No caso das artes marciais, o final do Shu
poderia se dizer que é quando a pessoa alcança o
nível de “faixa preta”. O que permitiria ao
indivíduo continuar em seu processo de
aprendizagem, agora no nível de “Ha”. Ou seja, a
partir deste momento é essencial que a pessoa se
conheça bem para entender tanto o seu caráter e
desejo, quanto é preciso ter condições de
flexibilizar as regras para moldá-la ao seu
estilo. É o desenvolvimento de um estilo próprio
e a inovação, ou expansão das fronteiras do
conhecimento. Em “HA”, há a diferenciação e
também o aprimoramento, mas sem se distanciar
ainda da tradição.
Já o “Ri”, a última etapa, consiste em um grau
elevado de maestria que transcende o formalismo
das regras para simplesmente ser. Ou seja, não
apenas uma mudança quantitativa de grau ou
intensidade, mas qualitativa, de natureza. De
certo modo, representa o que foi observado por
Timothy Gallwey (2022,
p.65) em seu livro para jogadores de tênis:
“Descobri que quando os jogadores fogem de seus
padrões, eles estendem os limites de seu próprio
estilo e exploram aspectos subjugados de sua
personalidade”. É a expressão maior do interior
do indivíduo.
Entretanto, apesar de parecer um processo
simplesmente linear, sabe-se que nas artes
marciais e também na gestão de projetos o
processo é orgânico e semicaótico às vezes e,
por isso, as fases vão e voltam. Reaprende-se
novamente “Shu” e assim por diante. Nas palavras
de Sutherland e Sutherland:
As pessoas no estado Shu seguem exatamente as
regras, para que possam aprender as ideias por
trás delas. No estado Ha, os indivíduos começam
a criar o próprio estilo dentro das regras,
adaptando-as às suas necessidades. Já no estado
Ri, eles existem além das regras: incorporam os
ideais. Observar um verdadeiro mestre no estado
Ri é como olhar uma obra de arte em movimento.

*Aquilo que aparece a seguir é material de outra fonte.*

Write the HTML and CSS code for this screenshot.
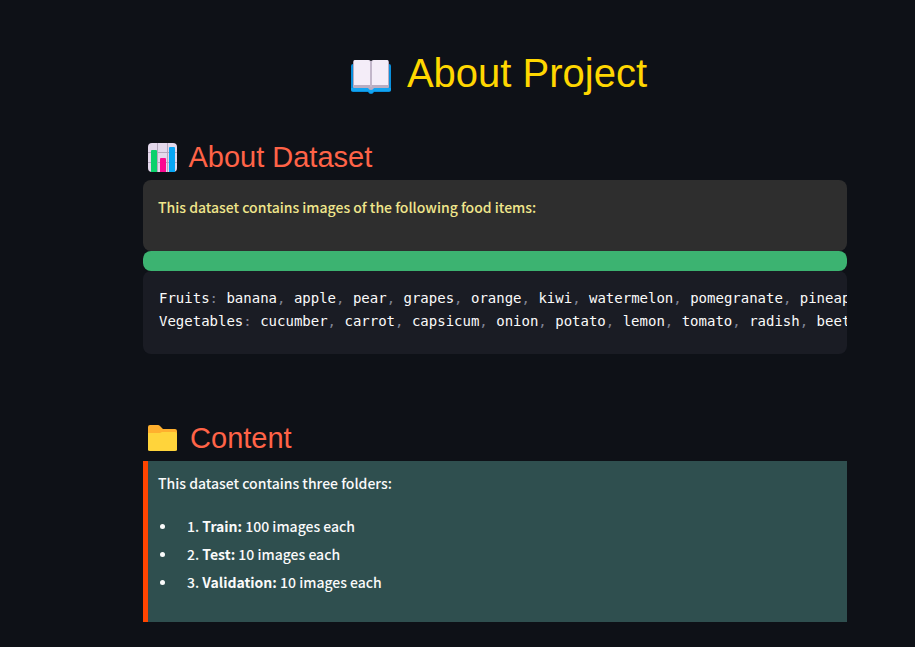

Suas ações parecem impossíveis, mas isso é
porque o mestre se tornou a filosofia em carne e
osso, uma ideia materializada. (p. 208)
O caminho da perfeição é longo. Entretanto, não
vem sem um bom mestre. Não vem sem repetição. E
não vem sem o amadurecimento correto do
aprendiz. De dentro para fora. Pressa demais,
ego demais podem obstruir toda o processo de
aprendizagem.
E ainda, conforme Allan Kardec destaca as
palavras ditas pelo Sr. Chavée, no Instituto
Livre do Boulevard des Capucines e registradas
na Revista Espírita - Jornal de Estudos
Psicológicos de Junho de 1868: “O homem tem uma
existência indefinida, e o progresso da alma é
indefinido. Seja qual for a soma de suas luzes,
ela tem sempre a aprender, porque tem o infinito
à sua frente e, embora não possa atingi-lo, seu
objetivo será sempre dele aproximar-se cada vez
mais.”
Sejamos, portanto, como discípulos de Cristo,
aqueles que buscam viver e repetir as lições do
cordeiro de Deus. Não sejamos rebeldes nem
querer flexibilizar as leis para os nossos
caprichos. De evitarmos os caminhos do ego e as
tentações de querermos pular as fases, querendo
ser quem ainda não somos. E principalmente, de
adotarmos a postura e o comportamento que vá ao
encontro da seguinte recomendação: “Quando
alguém o convidar para um banquete de casamento,
não ocupe o lugar de honra, pois pode ser que
tenha sido convidado alguém de maior honra do
que você [...] Pois
todo o que se exalta será humilhado, e o que se
humilha será exaltado” (Lucas 14:8-11).
Tenhamos a consciência de que ainda engatinhamos
no processo da evolução espiritual e que ainda
há muitos trabalhos a serem feitos, bem como a
necessidade de estarmos sempre alinhados com os
bons espíritos e os amigos de Cristo.